R. A. Fox and others note that while Wooden Leg's version is corroborated by the oral tradition of other Cheyenne witnesses, notably that of Kate Bighead, a young woman who witnessed the battle, there is no corroboration in the oral tradition of the Sioux. Fox concludes that "quite simply, the contention is nonsense. A few troopers undoubtedly took their own lives, but it is hard to know what factors fostered the idea of wholesale suicide". Fox in his turn has been criticised for selectively using Indian oral tradition when it suits him, but discarding it as nonsense when he finds it disagreeable.

Another suggestion is that the Cheyenne warriors, pressed to recount details of the Custer battle, were still reluctant to admit to killing soldiers for fear of punishment. A simple way out of this dilemma was to say when questioned by non-Indians that most of the soldiers died at their own hands. Researchers R. A. Fox and Thom Hatch say that Wooden Leg retracted the claim in later life; this would have been in extreme old age, as he had still not recanted at the age of 73 when the book was written, other than to say it was whisky that was the cause rather than prayer. In his book Cheyenne Memories, John Stands In Timber, tribal historian for the Northern Cheyenne, agrees: "Wooden Leg said some other things (in his book) he took back later. One was that the soldiers were drunk, and many killed themselves. I went with two army men to see him one time. They wanted to find out about it. I interpreted...and we asked him if it were true that the Indians said the soldiers did that. He laughed and said there were just too many Indians.
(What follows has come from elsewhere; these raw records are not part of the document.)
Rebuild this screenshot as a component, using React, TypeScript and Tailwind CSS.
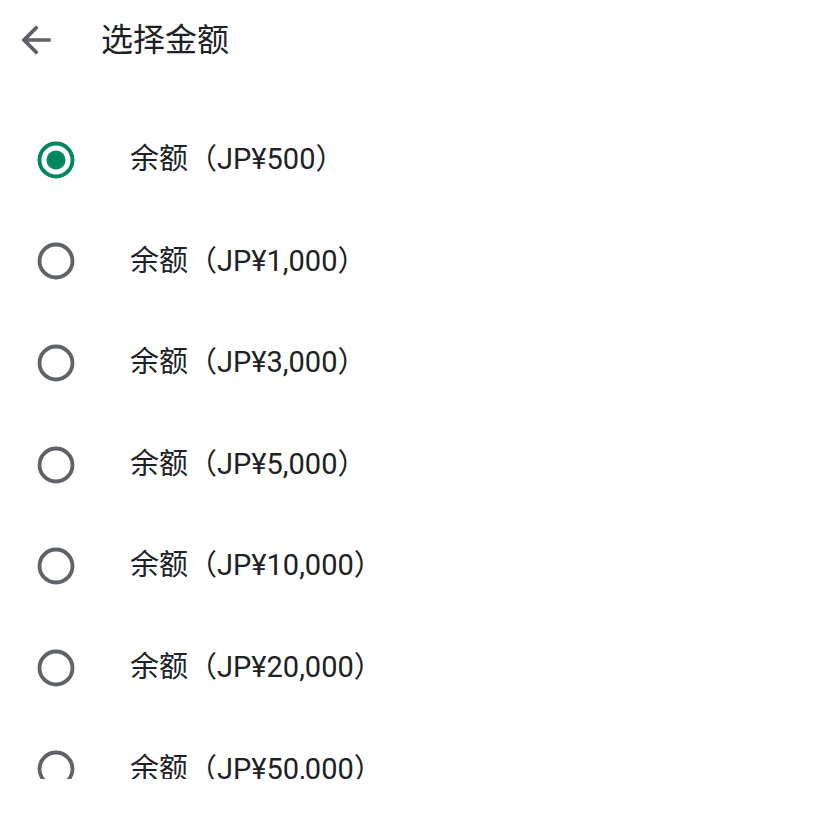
import React from "react";

const amounts = ["500", "1,000", "3,000", "5,000", "10,000", "20,000", "50,000"];

function Radio({ checked }: { checked: boolean }) {
  const color = checked ? "#01875f" : "#5f6368";
  return (
    <svg width="44" height="44" viewBox="0 0 24 24">
      <circle cx="12" cy="12" r="9" fill="none" stroke={color} strokeWidth="2.1" />
      {checked && <circle cx="12" cy="12" r="5.2" fill={color} />}
    </svg>
  );
}

export default function App() {
  return (
    <div
      className="w-[838px] h-[813px] bg-white overflow-hidden"
      style={{ fontFamily: 'Roboto, "Noto Sans CJK SC", sans-serif' }}
    >
      <div className="h-[779px] overflow-hidden">
        <div className="h-[80px] flex items-center">
          <div className="w-[70px] flex justify-center">
            <svg width="44" height="44" viewBox="0 0 24 24" className="ml-[1px]">
              <path
                fill="#5f6368"
                d="M20 11H7.83l5.59-5.59L12 4l-8 8 8 8 1.41-1.41L7.83 13H20v-2z"
              />
            </svg>
          </div>
          <div className="ml-[31px] text-[32px] text-[#202124]">选择金额</div>
        </div>
        <div className="pt-[29px]">
          {amounts.map((a, i) => (
            <div key={a} className="h-[101.6px] flex items-center">
              <div className="w-[112px] flex justify-center">
                <Radio checked={i === 0} />
              </div>
              <div className="ml-[18px] text-[29px] text-[#202124]">余额（JP¥{a}）</div>
            </div>
          ))}
        </div>
      </div>
    </div>
  );
}
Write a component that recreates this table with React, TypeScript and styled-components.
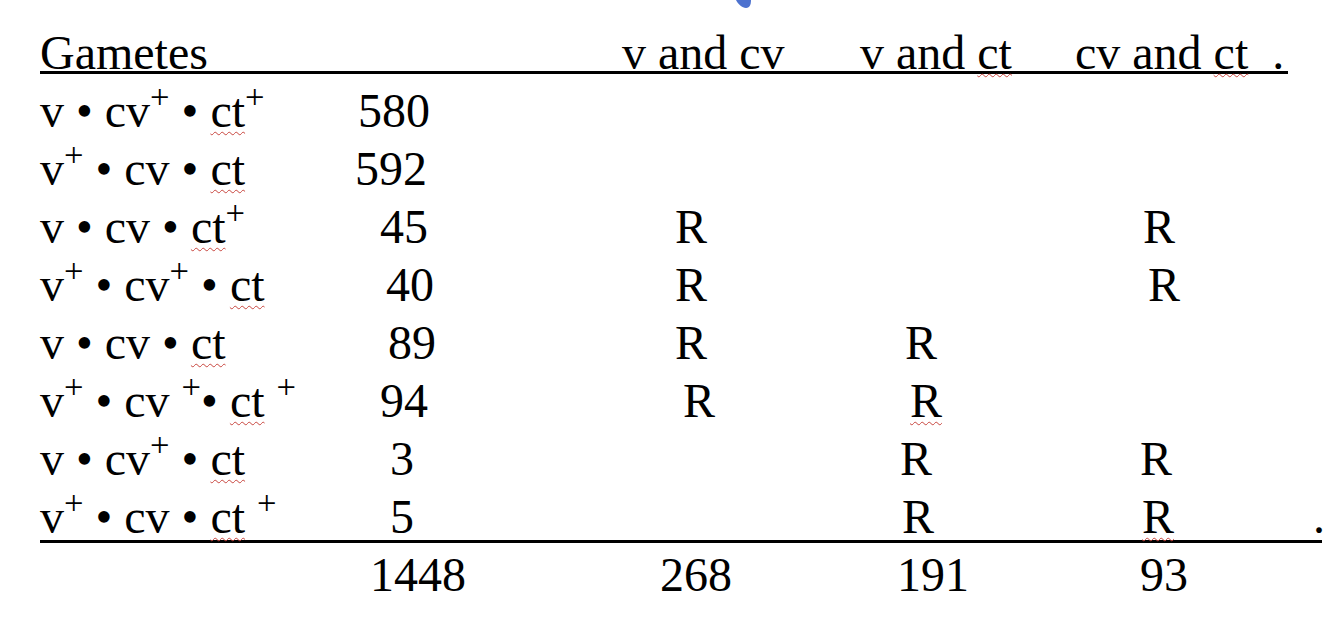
import type { ReactNode } from "react";
import styled, { createGlobalStyle } from "styled-components";

const GlobalStyle = createGlobalStyle`
  html,
  body {
    margin: 0;
    padding: 0;
    background: #fff;
  }

  body {
    font-family: "Liberation Serif", "Times New Roman", serif;
    color: #000;
    overflow: hidden;
  }
`;

type Mark = { pad: number; spell?: boolean; trail?: number } | null;

type Gamete = {
  label: ReactNode;
  count: string;
  countPad: number;
  marks: [Mark, Mark, Mark];
};

const Sup = ({ children }: { children: ReactNode }) => (
  <StyledSup>{children}</StyledSup>
);

const Ct = () => <StyledSpell>ct</StyledSpell>;

const gametes: Gamete[] = [
  {
    label: (
      <>
        v • cv<Sup>+</Sup> • <Ct />
        <Sup>+</Sup>
      </>
    ),
    count: "580",
    countPad: 8,
    marks: [null, null, null],
  },
  {
    label: (
      <>
        v<Sup>+</Sup> • cv • <Ct />
      </>
    ),
    count: "592",
    countPad: 5,
    marks: [null, null, null],
  },
  {
    label: (
      <>
        v • cv • <Ct />
        <Sup>+</Sup>
      </>
    ),
    count: "45",
    countPad: 30,
    marks: [{ pad: 53 }, null, { pad: 68 }],
  },
  {
    label: (
      <>
        v<Sup>+</Sup> • cv<Sup>+</Sup> • <Ct />
      </>
    ),
    count: "40",
    countPad: 36,
    marks: [{ pad: 53 }, null, { pad: 73 }],
  },
  {
    label: (
      <>
        v • cv • <Ct />
      </>
    ),
    count: "89",
    countPad: 38,
    marks: [{ pad: 53 }, { pad: 45 }, null],
  },
  {
    label: (
      <>
        v<Sup>+</Sup> • cv <Sup>+</Sup>• <Ct /> <Sup>+</Sup>
      </>
    ),
    count: "94",
    countPad: 30,
    marks: [{ pad: 61 }, { pad: 50, spell: true }, null],
  },
  {
    label: (
      <>
        v • cv<Sup>+</Sup> • <Ct />
      </>
    ),
    count: "3",
    countPad: 40,
    marks: [null, { pad: 40 }, { pad: 65 }],
  },
  {
    label: (
      <>
        v<Sup>+</Sup> • cv • <Ct /> <Sup>+</Sup>
      </>
    ),
    count: "5",
    countPad: 40,
    marks: [null, { pad: 42 }, { pad: 67, spell: true, trail: 139 }],
  },
];

const totals = [
  { value: "1448", pad: 20 },
  { value: "268", pad: 38 },
  { value: "191", pad: 37 },
  { value: "93", pad: 65 },
];

function App() {
  return (
    <>
      <GlobalStyle />
      <StyledPage>
        <StyledInk width="22" height="10" viewBox="0 0 22 10">
          <path d="M4 0 C 6 4, 10 8, 14 8 C 18 8, 19 4, 19 0 Z" fill="#4d72cf" />
        </StyledInk>
        <StyledTable>
          <StyledRow $ruleAt={47} $ruleWidth={1248}>
            <StyledCell $pad={0}>Gametes</StyledCell>
            <StyledCell $pad={0} />
            <StyledCell $pad={0}>v and cv</StyledCell>
            <StyledCell $pad={0}>
              v and <StyledSpell>ct</StyledSpell>
            </StyledCell>
            <StyledCell $pad={0}>
              cv and <StyledSpell>ct</StyledSpell>
              <StyledTrail $gap={24}>.</StyledTrail>
            </StyledCell>
          </StyledRow>
          {gametes.map((g, i) => (
            <StyledRow
              key={g.count}
              $ruleAt={i === gametes.length - 1 ? 52 : undefined}
              $ruleWidth={1282}
            >
              <StyledCell $pad={0}>{g.label}</StyledCell>
              <StyledCell $pad={g.countPad}>{g.count}</StyledCell>
              {g.marks.map((m, j) => (
                <StyledCell key={j} $pad={m ? m.pad : 0}>
                  {m && (m.spell ? <StyledSpell>R</StyledSpell> : "R")}
                  {m?.trail && <StyledTrail $gap={m.trail}>.</StyledTrail>}
                </StyledCell>
              ))}
            </StyledRow>
          ))}
          <StyledRow>
            <StyledCell $pad={0} />
            {totals.map((t) => (
              <StyledCell key={t.value} $pad={t.pad}>
                {t.value}
              </StyledCell>
            ))}
          </StyledRow>
        </StyledTable>
      </StyledPage>
    </>
  );
}

export default App;

const StyledPage = styled.div`
  position: relative;
  width: 1334px;
  height: 634px;
  padding: 24px 0 0 40px;
  box-sizing: border-box;
`;

const StyledInk = styled.svg`
  position: absolute;
  top: 0;
  left: 732px;
`;

const StyledTable = styled.div`
  display: flex;
  flex-direction: column;
  font-size: 48px;
  line-height: 58px;
`;

const StyledRow = styled.div<{ $ruleAt?: number; $ruleWidth?: number }>`
  display: grid;
  grid-template-columns: 310px 272px 238px 215px 250px;
  height: 58px;
  white-space: nowrap;
  background: ${({ $ruleAt, $ruleWidth }) =>
    $ruleAt !== undefined
      ? `linear-gradient(#000, #000) no-repeat 0 ${$ruleAt}px / ${$ruleWidth}px 3px`
      : "none"};
`;

const StyledCell = styled.div<{ $pad: number }>`
  padding-left: ${({ $pad }) => $pad}px;
`;

const StyledSup = styled.span`
  font-size: 0.72em;
  line-height: 0;
  vertical-align: 19px;
`;

const StyledSpell = styled.span`
  text-decoration: underline wavy #c8463f;
  text-decoration-thickness: 1px;
  text-underline-offset: 4px;
  text-decoration-skip-ink: none;
`;

const StyledTrail = styled.span<{ $gap: number }>`
  margin-left: ${({ $gap }) => $gap}px;
`;
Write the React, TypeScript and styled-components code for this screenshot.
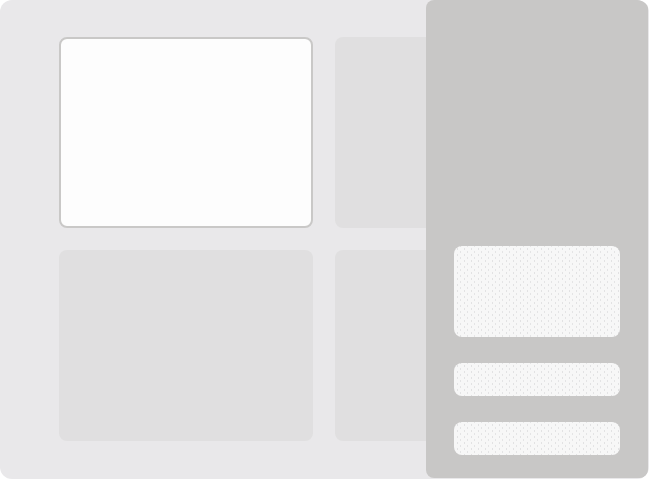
import React from "react";
import styled, { createGlobalStyle } from "styled-components";

const GlobalStyle = createGlobalStyle`
  html, body {
    margin: 0;
    padding: 0;
    background: #ffffff;
    font-family: "Liberation Sans", Arial, sans-serif;
  }
`;

const App: React.FC = () => {
  const tiles = [true, false, false, false];

  return (
    <>
      <GlobalStyle />
      <Screen>
        <TileGrid>
          {tiles.map((selected, i) => (
            <Tile key={i} selected={selected} />
          ))}
        </TileGrid>
        <Drawer>
          <DrawerBlock height={91} />
          <DrawerBlock height={33} />
          <DrawerBlock height={33} />
        </Drawer>
      </Screen>
    </>
  );
};

const Screen = styled.div`
  position: relative;
  width: 649px;
  height: 479px;
  background: #e9e8ea;
  border-radius: 12px;
  overflow: hidden;
`;

const TileGrid = styled.div`
  display: grid;
  grid-template-columns: 254px 254px;
  grid-template-rows: 191px 191px;
  gap: 22px;
  padding: 37px 0 0 59px;
`;

const Tile = styled.div<{ selected?: boolean }>`
  box-sizing: border-box;
  border-radius: 8px;
  background: ${(p) => (p.selected ? "#fdfdfd" : "#e0dfe0")};
  border: ${(p) => (p.selected ? "2px solid #c9c8c7" : "none")};
`;

const Drawer = styled.div`
  position: absolute;
  top: 0;
  right: 1px;
  box-sizing: border-box;
  width: 222px;
  height: 478px;
  background: #c8c7c6;
  border-radius: 8px;
  display: flex;
  flex-direction: column;
  justify-content: flex-end;
  gap: 26px;
  padding: 0 28px 23px;
`;

const DrawerBlock = styled.div<{ height: number }>`
  height: ${(p) => p.height}px;
  border-radius: 8px;
  background-color: #f7f7f7;
  background-image:
    radial-gradient(circle, #e2e2e3 0.6px, transparent 0.9px),
    radial-gradient(circle, #e4e4e5 0.6px, transparent 0.9px);
  background-size: 7px 6px, 7px 6px;
  background-position: 0 0, 3px 3px;
`;

export default App;
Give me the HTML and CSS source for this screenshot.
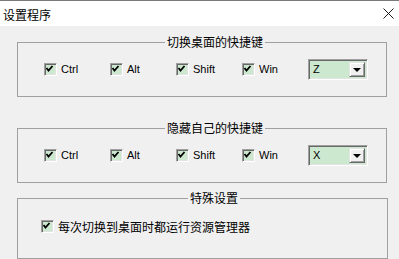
FILE: index.html
```html
<!DOCTYPE html>
<html lang="zh-CN">
<head>
    <meta charset="UTF-8">
    <title>设置程序</title>
    <link rel="stylesheet" href="styles.css">
</head>
<body>
    <div class="window">
        <div class="titlebar">
            <span class="title">设置程序</span>
            <svg class="close" width="11" height="11" viewBox="0 0 11 11">
                <path d="M0.5 0.5 L10.5 10.5 M10.5 0.5 L0.5 10.5" stroke="#1a1a1a" stroke-width="1" fill="none"/>
            </svg>
        </div>

        <div class="content">
            <fieldset class="group group-switch">
                <legend>切换桌面的快捷键</legend>
                <div class="row">
                    <label class="check"><span class="box"></span>Ctrl</label>
                    <label class="check"><span class="box"></span>Alt</label>
                    <label class="check"><span class="box"></span>Shift</label>
                    <label class="check"><span class="box"></span>Win</label>
                    <div class="combo"><span class="value">Z</span><span class="arrow"></span></div>
                </div>
            </fieldset>

            <fieldset class="group group-hide">
                <legend>隐藏自己的快捷键</legend>
                <div class="row">
                    <label class="check"><span class="box"></span>Ctrl</label>
                    <label class="check"><span class="box"></span>Alt</label>
                    <label class="check"><span class="box"></span>Shift</label>
                    <label class="check"><span class="box"></span>Win</label>
                    <div class="combo"><span class="value">X</span><span class="arrow"></span></div>
                </div>
            </fieldset>

            <fieldset class="group group-special">
                <legend>特殊设置</legend>
                <div class="row special-row">
                    <label class="check cjk"><span class="box"></span>每次切换到桌面时都运行资源管理器</label>
                </div>
            </fieldset>
        </div>
    </div>
</body>
</html>
```

FILE: styles.css
```css
body {
    margin: 0;
    font-family: "Liberation Sans", Arial, sans-serif;
    font-size: 11px;
    color: #000;
    background-color: #f0f0f0;
}
.window {
    width: 399px;
    height: 259px;
    overflow: hidden;
    background-color: #f0f0f0;
}
.titlebar {
    height: 25px;
    background-color: #ffffff;
    border-top: 1px solid #7a7a7a;
    display: flex;
    align-items: center;
    justify-content: space-between;
    padding: 0 5px 0 3px;
}
.title {
    font-family: "Noto Sans CJK SC", sans-serif;
    font-size: 12px;
    margin-top: 1px;
}
.close {
    display: block;
}
.content {
    padding: 9px 0 0 17px;
}
.group {
    width: 370px;
    margin: 0;
    padding: 9px 0 16px 26px;
    border: 1px solid #a0a0a0;
    box-sizing: border-box;
    min-width: 0;
}
legend {
    margin: 0 auto;
    padding: 0 2px;
    font-family: "Noto Sans CJK SC", sans-serif;
    font-size: 12px;
    line-height: 14px;
}
.group-hide {
    margin-top: 24px;
}
.group-special {
    margin-top: 8px;
    width: 371px;
    padding: 15px 0 25px 23px;
}
.row {
    display: flex;
    align-items: center;
    height: 22px;
}
.special-row {
    height: 13px;
}
.check {
    width: 66px;
    display: flex;
    align-items: center;
    gap: 4px;
    line-height: 13px;
}
.check.cjk {
    width: auto;
    font-family: "Noto Sans CJK SC", sans-serif;
    font-size: 12px;
}
.box {
    width: 13px;
    height: 13px;
    box-sizing: border-box;
    border-style: solid;
    border-width: 1px;
    border-color: #a0a0a0 #ffffff #ffffff #a0a0a0;
    box-shadow: inset 1px 1px 0 #696969, inset -1px -1px 0 #e3e3e3;
    background-color: #cce8cf;
    background-image: url("data:image/svg+xml,%3Csvg xmlns='http://www.w3.org/2000/svg' width='11' height='11'%3E%3Cpath d='M2.5 5 L4.5 7.5 L8.5 3' stroke='%23000' stroke-width='1.8' fill='none'/%3E%3C/svg%3E");
    background-position: -1px -1px;
    background-repeat: no-repeat;
    flex-shrink: 0;
}
.combo {
    width: 60px;
    height: 21px;
    box-sizing: border-box;
    border-style: solid;
    border-width: 1px;
    border-color: #a0a0a0 #ffffff #ffffff #a0a0a0;
    box-shadow: inset 1px 1px 0 #696969, inset -1px -1px 0 #e3e3e3;
    background-color: #cce8cf;
    display: flex;
    align-items: center;
    justify-content: space-between;
    padding: 2px;
}
.value {
    padding-left: 2px;
}
.arrow {
    width: 16px;
    height: 15px;
    box-sizing: border-box;
    background-color: #f0f0f0;
    border-style: solid;
    border-width: 1px;
    border-color: #e3e3e3 #696969 #696969 #e3e3e3;
    box-shadow: inset 1px 1px 0 #ffffff, inset -1px -1px 0 #a0a0a0;
    display: flex;
    align-items: center;
    justify-content: center;
}
.arrow::after {
    content: "";
    border-left: 4px solid transparent;
    border-right: 4px solid transparent;
    border-top: 4px solid #000;
    margin-top: 1px;
}
```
The soldiers did their best. He said if they had been drunk they would not have killed as many as they did. But it was in the book."

Archaeologists have attempted to test the suicide theory, particularly by the examination of the remains of skulls, but have been unable to reach a conclusion. The suicide theory cannot be ruled out by the archaeological evidence, but there is no evidence to support it either.